You were mistaken. Which is odd, since memory shouldn't be a problem for you
Fair Use Under Siege "Fair use" is a crucial element in American copyright law-the principle that the public is entitled, without having to ask permission, to use copyrighted works in ways that do not unduly interfere with the copyright owner's market for a work. Fair uses include personal, noncommercial uses, such as using a VCR to record a television program for later viewing. Fair use also includes activities undertaken for purposes such as criticism, comment, news reporting, teaching, scholarship or research. Unfortunately, the DMCA throws out the baby of fair use with the bathwater of digital piracy. By employing technical protection measures to control access to and use of copyrighted works, and using the DMCA against anyone who tampers with those measures, copyright owners can unilaterally eliminate fair use, re-writing the copyright bargain developed by Congress and the courts over more than a century.
What bothers me is that things like this cause people to think that there is no such thing as fair use.

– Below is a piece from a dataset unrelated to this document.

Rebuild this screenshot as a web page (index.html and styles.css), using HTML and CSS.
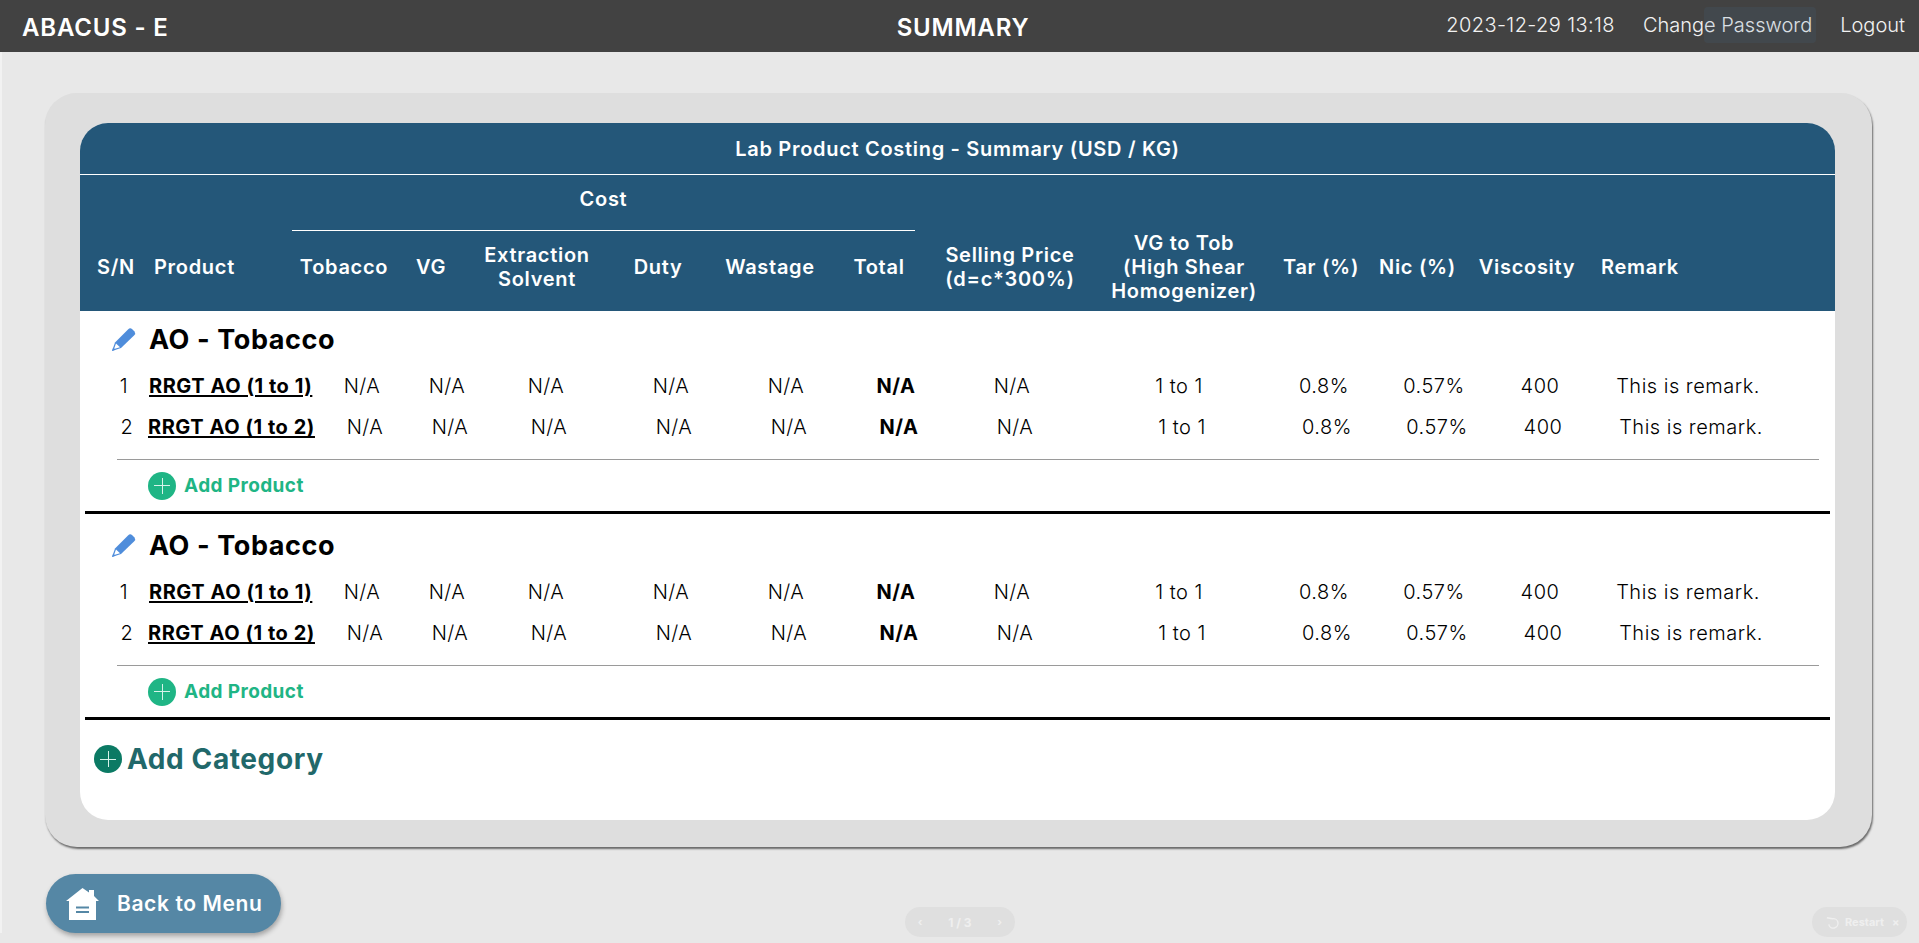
FILE: index.html
```html
<!DOCTYPE html>
<html lang="en">
<head>
    <meta charset="UTF-8">
    <meta name="viewport" content="width=device-width, initial-scale=1.0">
    <title>Summary</title>
    <link rel="stylesheet" href="styles.css">
</head>
<body>
    <header class="topbar">
        <div class="brand">ABACUS - E</div>
        <div class="page-title">SUMMARY</div>
        <nav class="top-links">
            <span class="clock">2023-12-29 13:18</span>
            <a class="change-pw">Change Password</a>
            <a class="logout">Logout</a>
        </nav>
    </header>

    <main class="page">
        <section class="card">
            <div class="panel">
                <table class="head-table">
                    <colgroup>
                        <col class="c-sn"><col class="c-product"><col class="c-tobacco"><col class="c-vg"><col class="c-solvent"><col class="c-duty"><col class="c-wastage"><col class="c-total"><col class="c-selling"><col class="c-vgtob"><col class="c-tar"><col class="c-nic"><col class="c-visc"><col class="c-remark">
                    </colgroup>
                    <thead>
                        <tr class="title-row">
                            <th colspan="14">Lab Product Costing - Summary (USD / KG)</th>
                        </tr>
                        <tr class="cost-row">
                            <th rowspan="2">S/N</th>
                            <th rowspan="2" class="left">Product</th>
                            <th colspan="6" class="cost">Cost</th>
                            <th rowspan="2">Selling Price<br>(d=c*300%)</th>
                            <th rowspan="2">VG to Tob<br>(High Shear<br>Homogenizer)</th>
                            <th rowspan="2">Tar (%)</th>
                            <th rowspan="2">Nic (%)</th>
                            <th rowspan="2">Viscosity</th>
                            <th rowspan="2" class="left flush">Remark</th>
                        </tr>
                        <tr class="label-row">
                            <th>Tobacco</th>
                            <th>VG</th>
                            <th>Extraction<br>Solvent</th>
                            <th>Duty</th>
                            <th>Wastage</th>
                            <th class="total-head">Total</th>
                        </tr>
                    </thead>
                </table>

                <div class="category">
                    <div class="cat-title">
                        <svg class="pencil" viewBox="0 0 24 24"><path d="M0 24 L3 15.5 L16 2.5 Q18 .5 20 2 L22.5 4.5 Q24 6.5 22 8.5 L9 21 Z" fill="#4f8ddb"/><path d="M2 22 L4 16.5 L8 20.2 Z" fill="#fff"/><path d="M0 24 L1.2 20.5 L3.5 22.8 Z" fill="#4f8ddb"/></svg>
                        <h2>AO - Tobacco</h2>
                    </div>
                    <div class="row">
                        <span>1</span><a class="name">RRGT AO (1 to 1)</a><span>N/A</span><span>N/A</span><span>N/A</span><span>N/A</span><span>N/A</span><b>N/A</b><span>N/A</span><span>1 to 1</span><span>0.8%</span><span>0.57%</span><span>400</span><span>This is remark.</span>
                    </div>
                    <div class="row row-shift">
                        <span>2</span><a class="name">RRGT AO (1 to 2)</a><span>N/A</span><span>N/A</span><span>N/A</span><span>N/A</span><span>N/A</span><b>N/A</b><span>N/A</span><span>1 to 1</span><span>0.8%</span><span>0.57%</span><span>400</span><span>This is remark.</span>
                    </div>
                    <div class="add-product"><i class="plus"></i>Add Product</div>
                </div>

                <div class="category">
                    <div class="cat-title">
                        <svg class="pencil" viewBox="0 0 24 24"><path d="M0 24 L3 15.5 L16 2.5 Q18 .5 20 2 L22.5 4.5 Q24 6.5 22 8.5 L9 21 Z" fill="#4f8ddb"/><path d="M2 22 L4 16.5 L8 20.2 Z" fill="#fff"/><path d="M0 24 L1.2 20.5 L3.5 22.8 Z" fill="#4f8ddb"/></svg>
                        <h2>AO - Tobacco</h2>
                    </div>
                    <div class="row">
                        <span>1</span><a class="name">RRGT AO (1 to 1)</a><span>N/A</span><span>N/A</span><span>N/A</span><span>N/A</span><span>N/A</span><b>N/A</b><span>N/A</span><span>1 to 1</span><span>0.8%</span><span>0.57%</span><span>400</span><span>This is remark.</span>
                    </div>
                    <div class="row row-shift">
                        <span>2</span><a class="name">RRGT AO (1 to 2)</a><span>N/A</span><span>N/A</span><span>N/A</span><span>N/A</span><span>N/A</span><b>N/A</b><span>N/A</span><span>1 to 1</span><span>0.8%</span><span>0.57%</span><span>400</span><span>This is remark.</span>
                    </div>
                    <div class="add-product"><i class="plus"></i>Add Product</div>
                </div>

                <div class="add-category"><i class="plus plus-dark"></i>Add Category</div>
            </div>
        </section>

        <a class="back-btn">
            <svg class="house" viewBox="0 0 33 32"><path d="M16.5 0 L23 4.5 V2 H28 V8 L33 13 H30 V32 H3 V13 H0 Z" fill="#fff"/><path d="M10 19.5 H23 M10 24 H23" stroke="#5587a5" stroke-width="1.8"/></svg>
            Back to Menu
        </a>
    </main>

    <!-- faded player controls sitting over the page -->
    <div class="pager"><span>&#8249;</span><span class="pager-num">1 / 3</span><span>&#8250;</span></div>
    <div class="restart">
        <svg class="restart-icon" viewBox="0 0 16 16"><path d="M2 3 L8 4 A5 5 0 1 1 4 10" fill="none" stroke="#efefef" stroke-width="1.5"/></svg>
        Restart <span class="restart-x">&times;</span>
    </div>
</body>
</html>
```

FILE: styles.css
```css
/* General */
html, body {
    margin: 0;
    height: 100%;
}

body {
    font-family: Inter, "Liberation Sans", sans-serif;
    background-color: #e8e8e8;
    color: #000;
    overflow: hidden;
}

/* Top bar */
.topbar {
    height: 52px;
    background-color: #424242;
    color: #fff;
    display: grid;
    grid-template-columns: 1fr auto 1fr;
    align-items: center;
    padding: 0 14px 0 22px;
    position: relative;
}

.brand {
    padding-top: 2px;
    font-size: 24px;
    font-weight: 600;
    letter-spacing: .8px;
}

.page-title {
    padding-top: 2px;
    font-size: 24px;
    font-weight: 600;
    letter-spacing: .8px;
    margin-right: 1px;
}

.top-links {
    justify-self: end;
    display: flex;
    gap: 28px;
    font-size: 20px;
    font-weight: 300;
    color: #f2f2f2;
    margin-top: -3px;
}

.clock {
    letter-spacing: .4px;
}

.change-pw {
    position: relative;
}

/* faint highlight left behind on the link */
.change-pw::after {
    content: "";
    position: absolute;
    left: 61px;
    right: -4px;
    top: -6px;
    bottom: -6px;
    border-radius: 4px;
    background-color: rgba(70, 110, 150, .14);
}

/* Main card */
.page {
    border-left: 2px solid #f2f2f2;
    padding: 41px 0 0 43px;
}

.card {
    width: 1827px;
    box-sizing: border-box;
    padding: 30px 37px 27px 35px;
    background-color: #dedede;
    border-radius: 32px;
    box-shadow: 1px 2px 2px #6a6a6a;
}

.panel {
    height: 697px;
    background-color: #fff;
    border-radius: 28px;
    overflow: hidden;
}

/* Header table */
.head-table {
    width: 1755px;
    table-layout: fixed;
    border-collapse: collapse;
    background-color: #245779;
    color: #fff;
}

.head-table th {
    font-size: 20px;
    letter-spacing: .7px;
    line-height: 24px;
    font-weight: 600;
    text-align: center;
    vertical-align: middle;
    white-space: nowrap;
    padding: 56px 0 8px;
}

.head-table .title-row th {
    height: 51px;
    padding: 0;
    border-bottom: 1px solid #fff;
}

.cost-row {
    height: 55px;
}

.head-table .cost {
    padding: 0 0 7px;
    border-bottom: 1px solid #fff;
}

.label-row {
    height: 80px;
}

.head-table .label-row th {
    padding: 0 0 8px;
}

.head-table .left {
    text-align: left;
    padding-left: 2px;
}

.head-table .flush {
    padding-left: 0;
}

.head-table .label-row .total-head {
    padding-left: 11px;
}

.c-sn { width: 72px; }
.c-product { width: 140px; }
.c-tobacco { width: 104px; }
.c-vg { width: 70px; }
.c-solvent { width: 142px; }
.c-duty { width: 100px; }
.c-wastage { width: 124px; }
.c-total { width: 83px; }
.c-selling { width: 190px; }
.c-vgtob { width: 158px; }
.c-tar { width: 116px; }
.c-nic { width: 74px; }
.c-visc { width: 148px; }
.c-remark { width: 234px; }

/* Category blocks */
.category {
    margin: 0 5px 3px;
    padding-top: 1px;
    border-bottom: 3px solid #000;
}

.cat-title {
    height: 52px;
    padding-top: 1px;
    display: flex;
    align-items: center;
    padding-left: 27px;
}

.pencil {
    width: 24px;
    height: 24px;
    margin-right: 13px;
}

.cat-title h2 {
    margin: 0;
    font-size: 27px;
    font-weight: 700;
    letter-spacing: .6px;
}

.row {
    display: grid;
    grid-template-columns: 40px 177px 82px 88px 110px 140px 90px 130px 102px 232px 58px 162px 50px 246px;
    height: 41.5px;
    align-items: center;
    justify-items: center;
    padding-left: 19px;
    font-size: 20px;
    letter-spacing: .5px;
    font-weight: 300;
}

.row b {
    font-weight: 700;
}

.row-shift {
    margin-left: 3px;
}

.name {
    justify-self: start;
    padding-left: 5px;
    font-weight: 700;
    letter-spacing: .55px;
    text-decoration: underline;
    text-decoration-thickness: 2px;
    text-underline-offset: 2px;
}

.row-shift .name {
    padding-left: 1px;
}

.add-product {
    height: 51px;
    margin: 11px 11px 0 32px;
    border-top: 1px solid #9a9a9a;
    display: flex;
    align-items: center;
    padding-left: 31px;
    font-size: 19px;
    letter-spacing: .4px;
    font-weight: 700;
    color: #1fb585;
}

/* Round plus icons */
.plus {
    flex: none;
    width: 28px;
    height: 28px;
    margin-right: 8px;
    border-radius: 50%;
    background-color: #1fb585;
    position: relative;
}

.plus::before, .plus::after {
    content: "";
    position: absolute;
    background-color: #d8f3ea;
}

.plus::before {
    left: 6px;
    right: 6px;
    top: 13.5px;
    height: 1px;
}

.plus::after {
    top: 6px;
    bottom: 6px;
    left: 13.5px;
    width: 1px;
}

.add-category {
    height: 72px;
    display: flex;
    align-items: center;
    padding-left: 14px;
    font-size: 28px;
    letter-spacing: .6px;
    font-weight: 700;
    color: #21686a;
}

.plus-dark {
    margin-right: 5px;
    background-color: #0b7a64;
}

/* Back button */
.back-btn {
    width: 235px;
    height: 59px;
    margin: 27px 0 0 1px;
    display: flex;
    align-items: center;
    border-radius: 30px;
    background-color: #5587a5;
    box-shadow: 1px 3px 5px rgba(0, 0, 0, .3);
    color: #fff;
    font-size: 21px;
    letter-spacing: .6px;
    font-weight: 600;
}

.house {
    width: 33px;
    height: 32px;
    margin: 0 18px 0 20px;
}

/* Player controls */
.pager, .restart {
    position: absolute;
    top: 907px;
    height: 30px;
    border-radius: 15px;
    background-color: #dfdfdf;
    color: #efefef;
    display: flex;
    align-items: center;
    font-weight: 700;
    font-size: 11px;
}

.pager {
    left: 905px;
    width: 110px;
    justify-content: space-around;
}

.pager-num {
    font-size: 12px;
}

.restart {
    left: 1812px;
    width: 95px;
    padding-left: 13px;
    box-sizing: border-box;
}

.restart-icon {
    width: 15px;
    height: 15px;
    margin-right: 5px;
}

.restart-x {
    margin-left: 8px;
}
```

I work as a teacher and I make a bunch of presentations for my classes. It's school policy that we can't use copyrighted images for any purposes -- even this clear cut case of non-comercial, educational use. This policy is just one of the many in place to eliminate even the possibility that someone may sue for any reason, no matter how in the right we may be. I'd use creative commons images anyway, but this is very frustrating.
-CGP
From the article: HP's Region-Coded, Expiring Printer Cartridges: Hewlett-Packard, one of the world's leading printer manufacturers, has embedded software in its printers and accompanying toner cartridges to enforce "region coding" restrictions that prevent cartridges purchased in one region from operating with printers purchased in another. This "feature" presumably is intended to support regional market segmentation and price discrimination.

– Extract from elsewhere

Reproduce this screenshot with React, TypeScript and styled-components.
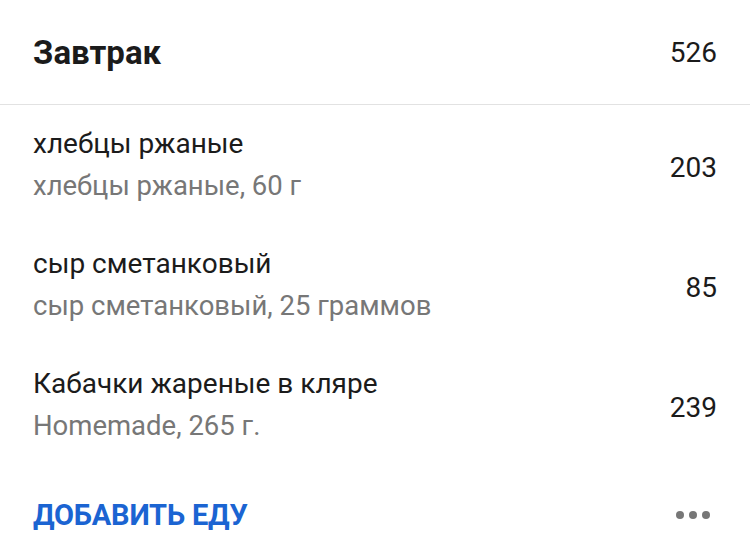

The software embedded in HP printer cartridges also apparently causes them to "expire" after a set amount of time, forcing consumers to purchase new ink, even if the cartridge has not run dry.
Now that's damn evil. After I moved to England, I discovered the that my DVDs no longer worked. But I never knew that this was now in printers as well. How long before some jackass decides to regin-encode my whole laptop?
-Grey
Silver Clipboard: Time Management Tips
Jeopardizing fair use and impeding competition and innovation are not unintended consequences. They're major reasons some DMCA supporters wanted it passed.

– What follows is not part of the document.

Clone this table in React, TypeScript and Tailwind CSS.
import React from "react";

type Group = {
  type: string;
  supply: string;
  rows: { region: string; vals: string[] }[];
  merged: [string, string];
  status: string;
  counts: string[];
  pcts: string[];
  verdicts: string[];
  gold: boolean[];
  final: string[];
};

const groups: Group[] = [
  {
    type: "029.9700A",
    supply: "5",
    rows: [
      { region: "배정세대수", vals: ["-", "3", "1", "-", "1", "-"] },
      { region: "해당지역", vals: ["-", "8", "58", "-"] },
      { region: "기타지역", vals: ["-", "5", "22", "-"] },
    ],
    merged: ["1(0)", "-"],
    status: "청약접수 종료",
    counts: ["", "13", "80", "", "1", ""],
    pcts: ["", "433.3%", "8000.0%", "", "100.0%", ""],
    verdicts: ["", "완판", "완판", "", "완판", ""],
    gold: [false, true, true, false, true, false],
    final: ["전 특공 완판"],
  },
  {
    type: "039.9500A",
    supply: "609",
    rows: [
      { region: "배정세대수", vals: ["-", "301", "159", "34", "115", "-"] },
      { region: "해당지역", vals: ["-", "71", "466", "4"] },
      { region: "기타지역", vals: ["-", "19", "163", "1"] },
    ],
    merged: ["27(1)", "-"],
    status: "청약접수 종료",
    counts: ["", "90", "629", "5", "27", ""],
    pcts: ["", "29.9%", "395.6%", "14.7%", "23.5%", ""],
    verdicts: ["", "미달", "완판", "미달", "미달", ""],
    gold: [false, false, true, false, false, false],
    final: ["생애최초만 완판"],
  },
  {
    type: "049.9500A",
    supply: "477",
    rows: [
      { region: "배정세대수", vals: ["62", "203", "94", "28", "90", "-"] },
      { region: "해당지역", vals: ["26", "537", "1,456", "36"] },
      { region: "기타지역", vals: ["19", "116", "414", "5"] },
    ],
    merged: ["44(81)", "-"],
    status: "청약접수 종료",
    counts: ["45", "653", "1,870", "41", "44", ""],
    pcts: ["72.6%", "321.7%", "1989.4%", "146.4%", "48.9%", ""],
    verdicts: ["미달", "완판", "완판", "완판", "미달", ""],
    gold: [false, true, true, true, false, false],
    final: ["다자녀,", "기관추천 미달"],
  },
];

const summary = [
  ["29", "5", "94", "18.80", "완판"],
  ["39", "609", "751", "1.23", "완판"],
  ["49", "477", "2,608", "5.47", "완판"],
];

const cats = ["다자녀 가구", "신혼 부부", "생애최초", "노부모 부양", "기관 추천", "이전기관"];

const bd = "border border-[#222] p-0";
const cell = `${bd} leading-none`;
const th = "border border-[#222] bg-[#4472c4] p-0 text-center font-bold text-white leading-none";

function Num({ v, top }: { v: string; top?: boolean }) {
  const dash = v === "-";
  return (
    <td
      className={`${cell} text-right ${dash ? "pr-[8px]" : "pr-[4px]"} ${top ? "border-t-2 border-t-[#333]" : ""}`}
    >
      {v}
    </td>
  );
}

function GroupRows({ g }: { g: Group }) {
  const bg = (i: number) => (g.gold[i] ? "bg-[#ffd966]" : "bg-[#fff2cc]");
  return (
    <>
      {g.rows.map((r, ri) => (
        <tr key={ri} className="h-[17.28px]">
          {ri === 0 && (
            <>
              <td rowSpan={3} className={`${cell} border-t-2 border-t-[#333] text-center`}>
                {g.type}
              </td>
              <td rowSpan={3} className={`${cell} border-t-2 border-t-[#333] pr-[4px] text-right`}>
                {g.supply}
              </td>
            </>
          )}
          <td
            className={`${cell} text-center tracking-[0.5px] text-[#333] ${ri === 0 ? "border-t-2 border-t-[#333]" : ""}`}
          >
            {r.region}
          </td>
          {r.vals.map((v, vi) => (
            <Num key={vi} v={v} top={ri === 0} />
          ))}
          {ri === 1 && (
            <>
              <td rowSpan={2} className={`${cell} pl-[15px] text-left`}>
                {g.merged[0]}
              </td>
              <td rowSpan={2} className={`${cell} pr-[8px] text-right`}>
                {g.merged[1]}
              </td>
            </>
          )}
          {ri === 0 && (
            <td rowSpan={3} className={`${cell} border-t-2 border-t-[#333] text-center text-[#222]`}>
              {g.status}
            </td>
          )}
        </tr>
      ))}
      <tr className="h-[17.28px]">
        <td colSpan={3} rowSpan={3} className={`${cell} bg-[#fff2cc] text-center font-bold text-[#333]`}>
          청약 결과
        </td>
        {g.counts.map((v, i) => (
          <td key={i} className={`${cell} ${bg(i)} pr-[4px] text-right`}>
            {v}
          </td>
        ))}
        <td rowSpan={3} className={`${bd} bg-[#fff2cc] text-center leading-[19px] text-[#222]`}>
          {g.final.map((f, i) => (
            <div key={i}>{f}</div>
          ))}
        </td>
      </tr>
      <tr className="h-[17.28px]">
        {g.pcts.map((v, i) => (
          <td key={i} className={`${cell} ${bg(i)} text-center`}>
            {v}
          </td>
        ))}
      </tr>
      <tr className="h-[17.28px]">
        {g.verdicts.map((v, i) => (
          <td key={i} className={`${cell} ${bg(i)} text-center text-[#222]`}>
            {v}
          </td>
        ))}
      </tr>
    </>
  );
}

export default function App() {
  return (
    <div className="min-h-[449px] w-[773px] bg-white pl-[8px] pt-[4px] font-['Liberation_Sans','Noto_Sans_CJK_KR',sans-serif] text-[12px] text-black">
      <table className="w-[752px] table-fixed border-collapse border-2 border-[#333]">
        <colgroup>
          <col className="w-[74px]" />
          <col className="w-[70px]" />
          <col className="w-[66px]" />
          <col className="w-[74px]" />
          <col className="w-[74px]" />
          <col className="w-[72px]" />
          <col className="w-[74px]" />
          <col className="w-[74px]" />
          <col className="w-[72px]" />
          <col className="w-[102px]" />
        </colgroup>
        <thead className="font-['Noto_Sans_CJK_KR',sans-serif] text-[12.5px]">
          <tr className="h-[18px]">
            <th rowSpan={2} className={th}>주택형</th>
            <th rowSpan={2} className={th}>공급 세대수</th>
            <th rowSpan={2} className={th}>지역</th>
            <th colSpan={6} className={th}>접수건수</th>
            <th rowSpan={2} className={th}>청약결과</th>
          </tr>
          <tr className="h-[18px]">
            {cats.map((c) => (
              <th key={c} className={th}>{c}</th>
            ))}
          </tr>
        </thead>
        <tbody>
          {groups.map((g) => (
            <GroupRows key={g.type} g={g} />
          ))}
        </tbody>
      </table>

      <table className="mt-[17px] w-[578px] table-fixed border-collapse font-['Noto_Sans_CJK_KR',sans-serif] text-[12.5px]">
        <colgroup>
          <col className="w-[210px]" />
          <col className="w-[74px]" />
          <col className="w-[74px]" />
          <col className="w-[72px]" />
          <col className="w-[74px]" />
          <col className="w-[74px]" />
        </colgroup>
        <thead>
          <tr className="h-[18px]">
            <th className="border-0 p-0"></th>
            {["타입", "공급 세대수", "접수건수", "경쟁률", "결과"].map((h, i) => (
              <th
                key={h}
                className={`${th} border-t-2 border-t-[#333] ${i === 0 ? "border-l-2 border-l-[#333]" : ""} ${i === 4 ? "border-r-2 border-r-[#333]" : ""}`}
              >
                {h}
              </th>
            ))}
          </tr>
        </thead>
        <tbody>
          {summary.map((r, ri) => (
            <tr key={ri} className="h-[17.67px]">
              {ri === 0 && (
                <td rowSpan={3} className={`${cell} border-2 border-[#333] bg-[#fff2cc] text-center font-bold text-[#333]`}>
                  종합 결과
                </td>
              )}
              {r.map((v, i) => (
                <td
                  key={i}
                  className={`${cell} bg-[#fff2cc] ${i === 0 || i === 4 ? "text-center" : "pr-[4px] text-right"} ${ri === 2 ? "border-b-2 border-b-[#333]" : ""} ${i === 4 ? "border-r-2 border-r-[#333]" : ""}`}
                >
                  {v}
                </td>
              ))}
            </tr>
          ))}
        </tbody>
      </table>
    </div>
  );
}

Of course Nikon will happily license out those decryption routines so one has access to the RAW format; but there's no need to introduce encryption in the first place, or keep the file format non-disclosed, for that matter.
Assume, you're a pro photographer and therefore store your pictures in that very RAW format for maximum resolution. The pictures are *your* creative work, not Nikon's. Who says that they will still support that format in 5 years? Who guarantees you that their software will work with your PC of choice in 5 years?
You buy a camera for making pictures, and you probably want to use that very camera for a period which is usually way longer than what's currently supported by any software manufacturer. There are people who still use old Leicas or Rollei cameras... No pro photographer wants to change their equipment with every new OS generation.
With that licensing model -- Nikon creating an encrypted format which *they* own all rights to and *they* have the power to give and revoke licenses as they want -- they directly affect the photographer in accessing his own creative work.
It's like bringing out an analog camera where the photos are taken scrambled and you can view the photos only using a camera-manufacturer provided lens. Which is provided for a limited time only.
An outburst by a programmer who had too much coffee? Maybe you didn't have enough to see the implications of such artificial crippling of file formats...
Like nearly everyone else involved the EFF has an agenda and a spin.
You'd have an agenda if you had the Secret Service come to your place of business back in the day and take virtually every top-of-the-line computer you had sunk all your cash into, and then a few years later return those very same computers crushed into small tiny bits.
Does noone remember History? I remember Steve Jackson helping out the WorldCon in New Orleans by loaning us his computers so we could rewrite the dBase III code that their author/artist registration ran on, so we could actually hold the convention with panels.
A year later, he couldn't do that, because the Secret Service took his computers since he was writing a game about Hackers.
Maybe you like living in Soviet Russia, but I don't.